:: Problem requirements ::
Write the data out again, character for character, with no images.

:: Collected material ::
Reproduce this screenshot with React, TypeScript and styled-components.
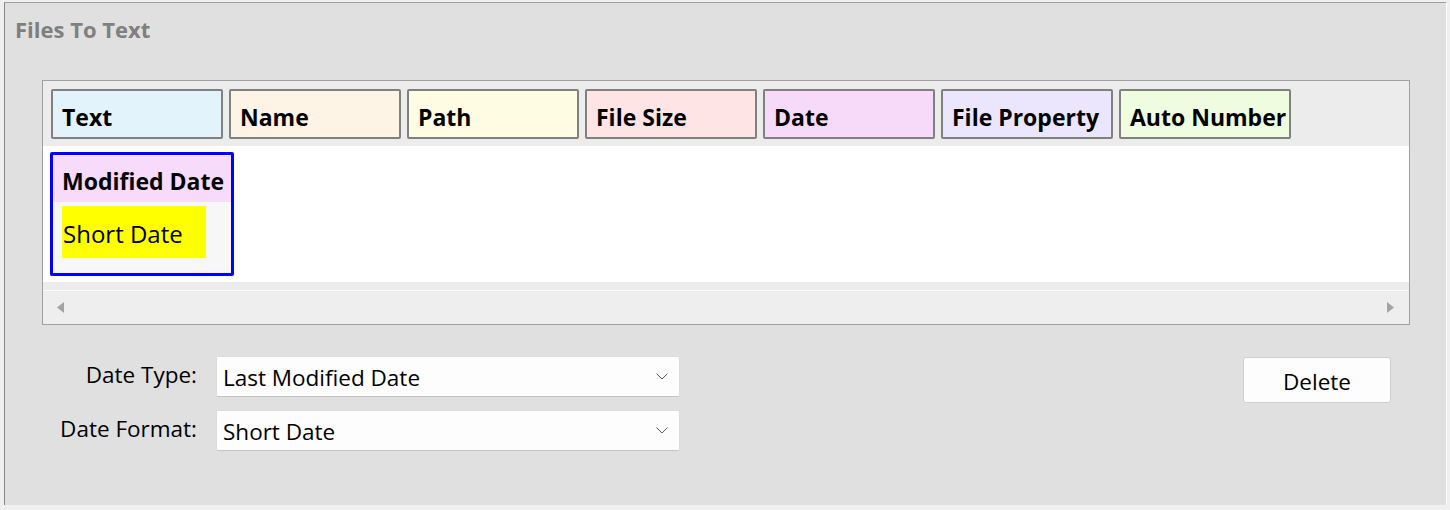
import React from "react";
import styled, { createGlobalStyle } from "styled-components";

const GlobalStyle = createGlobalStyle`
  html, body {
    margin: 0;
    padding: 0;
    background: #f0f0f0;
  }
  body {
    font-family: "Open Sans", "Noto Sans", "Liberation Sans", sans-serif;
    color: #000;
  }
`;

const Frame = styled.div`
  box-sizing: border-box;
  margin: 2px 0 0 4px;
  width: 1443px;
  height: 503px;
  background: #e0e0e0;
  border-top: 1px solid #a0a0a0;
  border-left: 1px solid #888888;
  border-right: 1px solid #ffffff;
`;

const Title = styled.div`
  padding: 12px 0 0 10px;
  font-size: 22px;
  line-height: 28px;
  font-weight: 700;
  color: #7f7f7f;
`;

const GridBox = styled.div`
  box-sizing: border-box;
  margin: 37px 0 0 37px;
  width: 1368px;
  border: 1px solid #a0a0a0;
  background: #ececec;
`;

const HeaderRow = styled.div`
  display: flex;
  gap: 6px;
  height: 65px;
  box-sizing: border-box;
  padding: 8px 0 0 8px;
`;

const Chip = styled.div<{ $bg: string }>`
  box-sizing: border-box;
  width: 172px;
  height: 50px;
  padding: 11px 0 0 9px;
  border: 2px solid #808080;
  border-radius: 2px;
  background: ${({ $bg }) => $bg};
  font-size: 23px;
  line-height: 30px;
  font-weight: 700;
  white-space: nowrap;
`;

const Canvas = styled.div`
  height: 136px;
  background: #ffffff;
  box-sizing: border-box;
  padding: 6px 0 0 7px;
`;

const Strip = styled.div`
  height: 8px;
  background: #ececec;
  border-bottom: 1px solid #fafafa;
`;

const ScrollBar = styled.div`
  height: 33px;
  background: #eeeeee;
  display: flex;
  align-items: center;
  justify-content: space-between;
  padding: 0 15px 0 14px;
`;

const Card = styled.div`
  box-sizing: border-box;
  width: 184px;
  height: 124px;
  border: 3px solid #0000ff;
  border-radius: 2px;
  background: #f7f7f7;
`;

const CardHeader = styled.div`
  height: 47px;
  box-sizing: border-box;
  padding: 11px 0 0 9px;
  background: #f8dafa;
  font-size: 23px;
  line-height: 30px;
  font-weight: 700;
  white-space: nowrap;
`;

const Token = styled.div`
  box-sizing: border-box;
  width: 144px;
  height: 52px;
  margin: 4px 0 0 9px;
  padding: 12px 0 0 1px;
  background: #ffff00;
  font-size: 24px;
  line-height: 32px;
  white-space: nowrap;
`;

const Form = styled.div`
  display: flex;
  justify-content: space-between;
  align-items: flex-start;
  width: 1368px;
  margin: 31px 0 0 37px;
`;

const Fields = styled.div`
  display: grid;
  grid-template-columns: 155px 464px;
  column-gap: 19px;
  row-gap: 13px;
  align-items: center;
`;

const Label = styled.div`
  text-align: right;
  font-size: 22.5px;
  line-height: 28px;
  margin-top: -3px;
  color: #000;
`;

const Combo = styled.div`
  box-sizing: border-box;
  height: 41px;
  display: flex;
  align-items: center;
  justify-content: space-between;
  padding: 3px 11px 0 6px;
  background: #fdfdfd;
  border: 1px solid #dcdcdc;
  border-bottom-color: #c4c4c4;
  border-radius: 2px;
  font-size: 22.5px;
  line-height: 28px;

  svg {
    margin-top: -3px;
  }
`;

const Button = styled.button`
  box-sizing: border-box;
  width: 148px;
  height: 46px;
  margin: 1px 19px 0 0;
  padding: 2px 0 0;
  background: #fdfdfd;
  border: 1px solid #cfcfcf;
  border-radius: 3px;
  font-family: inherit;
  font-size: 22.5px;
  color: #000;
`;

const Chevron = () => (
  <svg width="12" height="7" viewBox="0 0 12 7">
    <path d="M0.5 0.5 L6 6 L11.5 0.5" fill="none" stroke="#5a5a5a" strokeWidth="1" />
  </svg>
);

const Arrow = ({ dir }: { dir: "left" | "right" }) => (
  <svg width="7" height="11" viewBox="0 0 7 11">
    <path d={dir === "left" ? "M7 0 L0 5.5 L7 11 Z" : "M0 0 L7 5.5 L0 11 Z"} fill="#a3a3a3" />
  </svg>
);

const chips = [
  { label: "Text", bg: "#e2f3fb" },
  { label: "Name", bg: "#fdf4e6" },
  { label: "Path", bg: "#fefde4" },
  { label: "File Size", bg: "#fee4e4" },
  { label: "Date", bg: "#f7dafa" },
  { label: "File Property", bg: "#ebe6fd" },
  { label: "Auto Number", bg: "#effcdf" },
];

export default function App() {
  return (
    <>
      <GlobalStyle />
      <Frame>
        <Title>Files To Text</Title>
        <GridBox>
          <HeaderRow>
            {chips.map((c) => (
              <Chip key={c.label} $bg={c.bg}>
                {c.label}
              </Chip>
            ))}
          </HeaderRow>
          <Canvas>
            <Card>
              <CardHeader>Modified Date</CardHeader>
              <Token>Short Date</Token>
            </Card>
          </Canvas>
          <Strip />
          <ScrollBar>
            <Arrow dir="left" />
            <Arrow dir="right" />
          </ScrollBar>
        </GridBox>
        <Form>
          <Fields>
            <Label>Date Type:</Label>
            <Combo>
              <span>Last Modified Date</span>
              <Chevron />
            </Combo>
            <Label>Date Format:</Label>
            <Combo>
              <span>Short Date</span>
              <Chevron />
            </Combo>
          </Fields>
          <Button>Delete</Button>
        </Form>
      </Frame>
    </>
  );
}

:: Completed exercise ::
Reproduce this screenshot with React, TypeScript and styled-components.
import React from "react";
import styled, { createGlobalStyle } from "styled-components";

const GlobalStyle = createGlobalStyle`
  html, body {
    margin: 0;
    padding: 0;
    background: #f0f0f0;
  }
  body {
    font-family: "Open Sans", "Noto Sans", "Liberation Sans", sans-serif;
    color: #000;
  }
`;

const Frame = styled.div`
  box-sizing: border-box;
  margin: 2px 0 0 4px;
  width: 1443px;
  height: 503px;
  background: #e0e0e0;
  border-top: 1px solid #a0a0a0;
  border-left: 1px solid #888888;
  border-right: 1px solid #ffffff;
`;

const Title = styled.div`
  padding: 12px 0 0 10px;
  font-size: 22px;
  line-height: 28px;
  font-weight: 700;
  color: #7f7f7f;
`;

const GridBox = styled.div`
  box-sizing: border-box;
  margin: 37px 0 0 37px;
  width: 1368px;
  border: 1px solid #a0a0a0;
  background: #ececec;
`;

const HeaderRow = styled.div`
  display: flex;
  gap: 6px;
  height: 65px;
  box-sizing: border-box;
  padding: 8px 0 0 8px;
`;

const Chip = styled.div<{ $bg: string }>`
  box-sizing: border-box;
  width: 172px;
  height: 50px;
  padding: 11px 0 0 9px;
  border: 2px solid #808080;
  border-radius: 2px;
  background: ${({ $bg }) => $bg};
  font-size: 23px;
  line-height: 30px;
  font-weight: 700;
  white-space: nowrap;
`;

const Canvas = styled.div`
  height: 136px;
  background: #ffffff;
  box-sizing: border-box;
  padding: 6px 0 0 7px;
`;

const Strip = styled.div`
  height: 8px;
  background: #ececec;
  border-bottom: 1px solid #fafafa;
`;

const ScrollBar = styled.div`
  height: 33px;
  background: #eeeeee;
  display: flex;
  align-items: center;
  justify-content: space-between;
  padding: 0 15px 0 14px;
`;

const Card = styled.div`
  box-sizing: border-box;
  width: 184px;
  height: 124px;
  border: 3px solid #0000ff;
  border-radius: 2px;
  background: #f7f7f7;
`;

const CardHeader = styled.div`
  height: 47px;
  box-sizing: border-box;
  padding: 11px 0 0 9px;
  background: #f8dafa;
  font-size: 23px;
  line-height: 30px;
  font-weight: 700;
  white-space: nowrap;
`;

const Token = styled.div`
  box-sizing: border-box;
  width: 144px;
  height: 52px;
  margin: 4px 0 0 9px;
  padding: 12px 0 0 1px;
  background: #ffff00;
  font-size: 24px;
  line-height: 32px;
  white-space: nowrap;
`;

const Form = styled.div`
  display: flex;
  justify-content: space-between;
  align-items: flex-start;
  width: 1368px;
  margin: 31px 0 0 37px;
`;

const Fields = styled.div`
  display: grid;
  grid-template-columns: 155px 464px;
  column-gap: 19px;
  row-gap: 13px;
  align-items: center;
`;

const Label = styled.div`
  text-align: right;
  font-size: 22.5px;
  line-height: 28px;
  margin-top: -3px;
  color: #000;
`;

const Combo = styled.div`
  box-sizing: border-box;
  height: 41px;
  display: flex;
  align-items: center;
  justify-content: space-between;
  padding: 3px 11px 0 6px;
  background: #fdfdfd;
  border: 1px solid #dcdcdc;
  border-bottom-color: #c4c4c4;
  border-radius: 2px;
  font-size: 22.5px;
  line-height: 28px;

  svg {
    margin-top: -3px;
  }
`;

const Button = styled.button`
  box-sizing: border-box;
  width: 148px;
  height: 46px;
  margin: 1px 19px 0 0;
  padding: 2px 0 0;
  background: #fdfdfd;
  border: 1px solid #cfcfcf;
  border-radius: 3px;
  font-family: inherit;
  font-size: 22.5px;
  color: #000;
`;

const Chevron = () => (
  <svg width="12" height="7" viewBox="0 0 12 7">
    <path d="M0.5 0.5 L6 6 L11.5 0.5" fill="none" stroke="#5a5a5a" strokeWidth="1" />
  </svg>
);

const Arrow = ({ dir }: { dir: "left" | "right" }) => (
  <svg width="7" height="11" viewBox="0 0 7 11">
    <path d={dir === "left" ? "M7 0 L0 5.5 L7 11 Z" : "M0 0 L7 5.5 L0 11 Z"} fill="#a3a3a3" />
  </svg>
);

const chips = [
  { label: "Text", bg: "#e2f3fb" },
  { label: "Name", bg: "#fdf4e6" },
  { label: "Path", bg: "#fefde4" },
  { label: "File Size", bg: "#fee4e4" },
  { label: "Date", bg: "#f7dafa" },
  { label: "File Property", bg: "#ebe6fd" },
  { label: "Auto Number", bg: "#effcdf" },
];

export default function App() {
  return (
    <>
      <GlobalStyle />
      <Frame>
        <Title>Files To Text</Title>
        <GridBox>
          <HeaderRow>
            {chips.map((c) => (
              <Chip key={c.label} $bg={c.bg}>
                {c.label}
              </Chip>
            ))}
          </HeaderRow>
          <Canvas>
            <Card>
              <CardHeader>Modified Date</CardHeader>
              <Token>Short Date</Token>
            </Card>
          </Canvas>
          <Strip />
          <ScrollBar>
            <Arrow dir="left" />
            <Arrow dir="right" />
          </ScrollBar>
        </GridBox>
        <Form>
          <Fields>
            <Label>Date Type:</Label>
            <Combo>
              <span>Last Modified Date</span>
              <Chevron />
            </Combo>
            <Label>Date Format:</Label>
            <Combo>
              <span>Short Date</span>
              <Chevron />
            </Combo>
          </Fields>
          <Button>Delete</Button>
        </Form>
      </Frame>
    </>
  );
}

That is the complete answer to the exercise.